The speed of this cycle was unprecedented. From the first hike on March 16, 2022, to the peak effective rate of 5.33% in August 2023, the Fed raised rates by 525 basis points in sixteen months. Volcker's famous 1979–81 tightening moved 1,000 basis points — but it started from 10%, not zero, and markets in 1979 were structured to absorb rate shocks. Powell's hikes hit a financial system that had known nothing but ultra-low rates for fourteen years. That three major banks failed and the broader economy survived without recession may be the most remarkable outcome of the entire seventy-two-year story told in this series.

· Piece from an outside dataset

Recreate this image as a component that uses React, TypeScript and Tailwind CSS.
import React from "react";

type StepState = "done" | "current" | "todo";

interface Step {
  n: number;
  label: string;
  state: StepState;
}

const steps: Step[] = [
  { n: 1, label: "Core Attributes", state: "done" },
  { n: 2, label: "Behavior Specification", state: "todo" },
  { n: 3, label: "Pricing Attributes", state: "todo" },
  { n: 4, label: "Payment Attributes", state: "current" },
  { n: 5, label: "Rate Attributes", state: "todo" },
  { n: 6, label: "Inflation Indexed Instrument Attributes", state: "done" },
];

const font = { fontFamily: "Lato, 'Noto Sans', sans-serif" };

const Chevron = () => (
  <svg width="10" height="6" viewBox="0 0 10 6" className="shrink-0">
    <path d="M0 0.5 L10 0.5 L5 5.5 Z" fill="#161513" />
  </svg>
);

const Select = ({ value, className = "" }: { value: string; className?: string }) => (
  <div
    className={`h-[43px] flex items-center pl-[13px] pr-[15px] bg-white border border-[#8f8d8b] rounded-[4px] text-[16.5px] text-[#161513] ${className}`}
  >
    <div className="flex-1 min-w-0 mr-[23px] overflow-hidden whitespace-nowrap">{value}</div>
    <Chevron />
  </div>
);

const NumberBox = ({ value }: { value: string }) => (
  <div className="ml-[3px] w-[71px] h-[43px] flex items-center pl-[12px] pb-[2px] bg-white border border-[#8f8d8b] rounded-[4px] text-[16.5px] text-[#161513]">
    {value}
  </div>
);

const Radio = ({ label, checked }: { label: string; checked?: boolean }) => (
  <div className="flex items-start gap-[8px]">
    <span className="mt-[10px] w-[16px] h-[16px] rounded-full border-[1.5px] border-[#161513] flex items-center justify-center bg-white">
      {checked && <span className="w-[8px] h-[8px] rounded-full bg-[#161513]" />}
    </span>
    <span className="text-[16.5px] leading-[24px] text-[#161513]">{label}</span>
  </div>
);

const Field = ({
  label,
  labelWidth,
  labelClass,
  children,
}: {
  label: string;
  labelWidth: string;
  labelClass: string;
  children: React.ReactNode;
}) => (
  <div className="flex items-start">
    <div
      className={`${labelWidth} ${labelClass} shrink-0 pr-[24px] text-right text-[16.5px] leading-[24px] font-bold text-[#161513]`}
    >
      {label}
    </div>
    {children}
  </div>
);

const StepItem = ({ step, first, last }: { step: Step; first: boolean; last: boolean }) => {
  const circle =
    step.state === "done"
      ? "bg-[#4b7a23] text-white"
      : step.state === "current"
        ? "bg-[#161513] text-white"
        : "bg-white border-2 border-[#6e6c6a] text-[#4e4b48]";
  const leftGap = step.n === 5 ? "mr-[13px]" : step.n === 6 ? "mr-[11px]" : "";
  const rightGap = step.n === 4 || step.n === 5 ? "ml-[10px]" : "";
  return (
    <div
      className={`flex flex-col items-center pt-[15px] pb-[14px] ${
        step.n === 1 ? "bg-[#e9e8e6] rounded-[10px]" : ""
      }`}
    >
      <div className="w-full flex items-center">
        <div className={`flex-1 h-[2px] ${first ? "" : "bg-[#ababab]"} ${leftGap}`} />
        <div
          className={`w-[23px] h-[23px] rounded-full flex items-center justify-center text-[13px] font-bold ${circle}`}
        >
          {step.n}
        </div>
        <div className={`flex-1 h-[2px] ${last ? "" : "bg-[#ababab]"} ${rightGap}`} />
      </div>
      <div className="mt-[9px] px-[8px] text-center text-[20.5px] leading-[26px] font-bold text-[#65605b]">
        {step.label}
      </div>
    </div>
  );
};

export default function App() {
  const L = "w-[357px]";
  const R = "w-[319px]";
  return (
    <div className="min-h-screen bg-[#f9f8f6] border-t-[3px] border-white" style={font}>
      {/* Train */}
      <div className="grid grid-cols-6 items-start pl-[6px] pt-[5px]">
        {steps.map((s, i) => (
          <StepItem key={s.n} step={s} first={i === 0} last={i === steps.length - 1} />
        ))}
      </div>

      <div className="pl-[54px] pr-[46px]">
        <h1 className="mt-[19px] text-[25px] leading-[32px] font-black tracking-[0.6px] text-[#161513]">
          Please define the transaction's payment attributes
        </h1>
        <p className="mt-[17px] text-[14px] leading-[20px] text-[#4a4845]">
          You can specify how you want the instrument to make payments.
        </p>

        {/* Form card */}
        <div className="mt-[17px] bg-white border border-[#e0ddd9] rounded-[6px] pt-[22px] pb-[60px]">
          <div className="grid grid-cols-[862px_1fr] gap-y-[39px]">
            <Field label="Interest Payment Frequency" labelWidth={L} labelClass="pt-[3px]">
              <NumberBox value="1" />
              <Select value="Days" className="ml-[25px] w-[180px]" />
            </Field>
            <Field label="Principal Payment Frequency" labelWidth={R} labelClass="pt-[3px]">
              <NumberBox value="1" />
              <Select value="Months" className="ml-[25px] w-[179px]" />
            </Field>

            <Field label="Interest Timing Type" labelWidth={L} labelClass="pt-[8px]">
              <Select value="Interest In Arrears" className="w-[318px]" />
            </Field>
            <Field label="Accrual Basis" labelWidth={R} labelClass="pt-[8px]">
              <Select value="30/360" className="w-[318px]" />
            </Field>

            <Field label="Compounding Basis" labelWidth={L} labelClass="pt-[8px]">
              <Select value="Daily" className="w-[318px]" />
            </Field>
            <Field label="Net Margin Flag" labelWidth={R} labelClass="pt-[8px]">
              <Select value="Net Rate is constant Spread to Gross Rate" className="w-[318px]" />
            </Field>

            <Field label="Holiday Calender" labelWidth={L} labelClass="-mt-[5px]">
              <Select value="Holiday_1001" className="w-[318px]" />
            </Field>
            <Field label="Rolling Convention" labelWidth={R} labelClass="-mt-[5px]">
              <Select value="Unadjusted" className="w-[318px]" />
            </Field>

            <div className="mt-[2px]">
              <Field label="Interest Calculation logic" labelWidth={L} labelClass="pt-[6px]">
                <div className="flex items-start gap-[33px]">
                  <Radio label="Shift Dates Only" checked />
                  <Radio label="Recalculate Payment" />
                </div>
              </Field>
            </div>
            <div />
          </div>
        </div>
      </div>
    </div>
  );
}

This series began in 1954, when William McChesney Martin set the Fed Funds rate at 0.80% and compared his job to taking away the punch bowl. It ends in 2026, with the rate at 3.64% and the same fundamental question unresolved: how high should interest rates be? Martin thought he knew — high enough to restrain speculation, low enough to sustain growth. Burns proved that political pressure could override that judgment. Volcker proved that it took 20% rates to fix the damage. Greenspan proved that low rates could inflate asset bubbles. Bernanke proved that zero rates were possible. And Powell proved that the consequences of zero — $5 trillion in stimulus, 9% inflation, the fastest hiking cycle in history — were more dramatic than anyone had imagined.

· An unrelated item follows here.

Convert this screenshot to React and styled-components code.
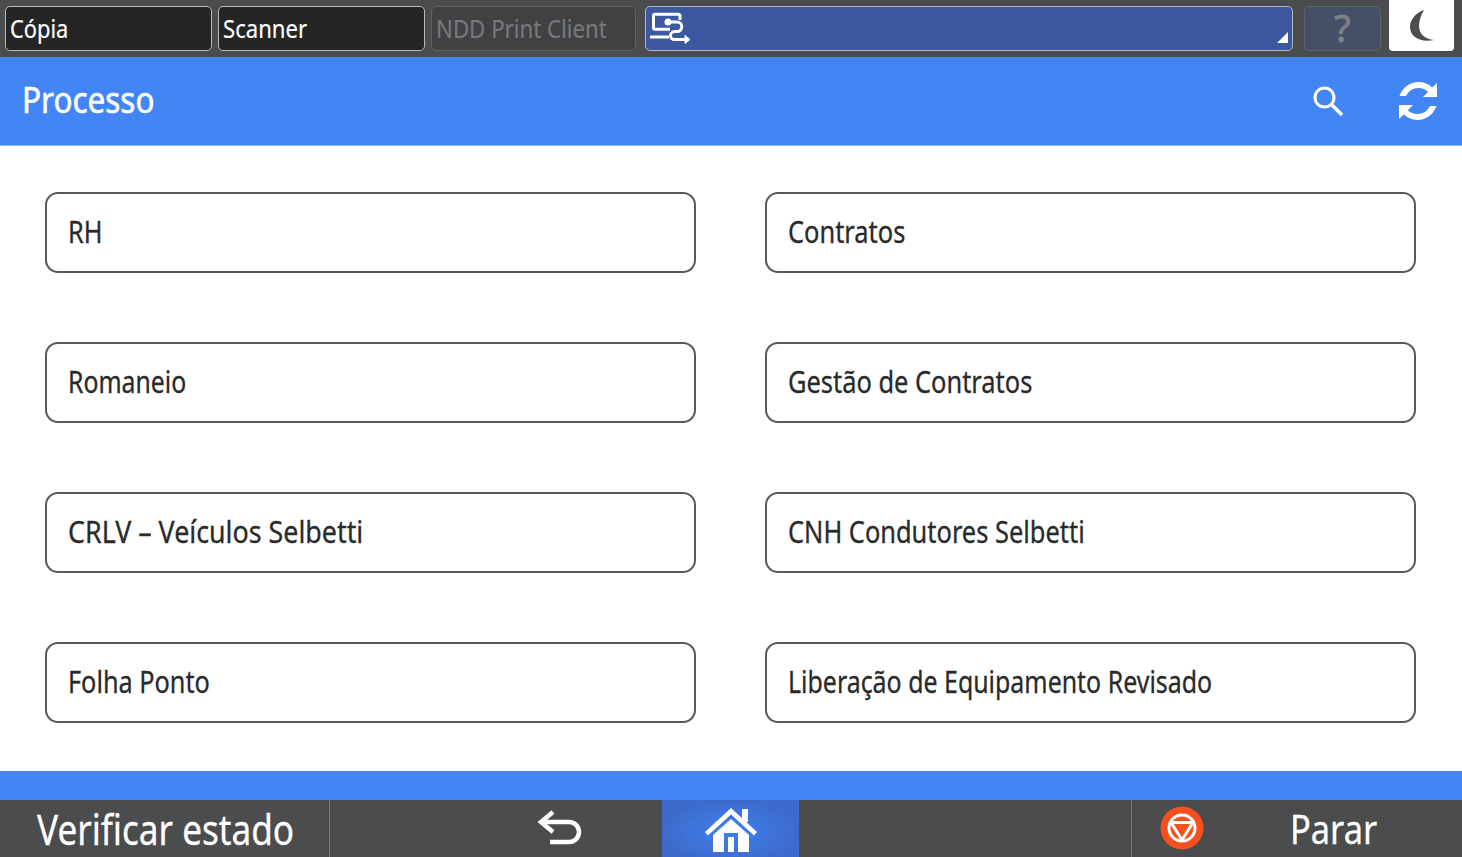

At 3.64%, the Fed Funds rate is still below its seventy-two-year average of approximately 4.6%. It is above the 0.1% that prevailed for most of 2009–2021. It is far below the 19.1% peak of June 1981 and far above the effective zero of the post-crisis era. Whether 3.64% represents the new normal, a waystation on the path to lower rates, or an unsustainable pause before the next crisis forces rates to zero again — that is the question for the next chapter. The Fed's history of interest rates teaches one thing above all: there is no permanent answer. There is only the next cycle.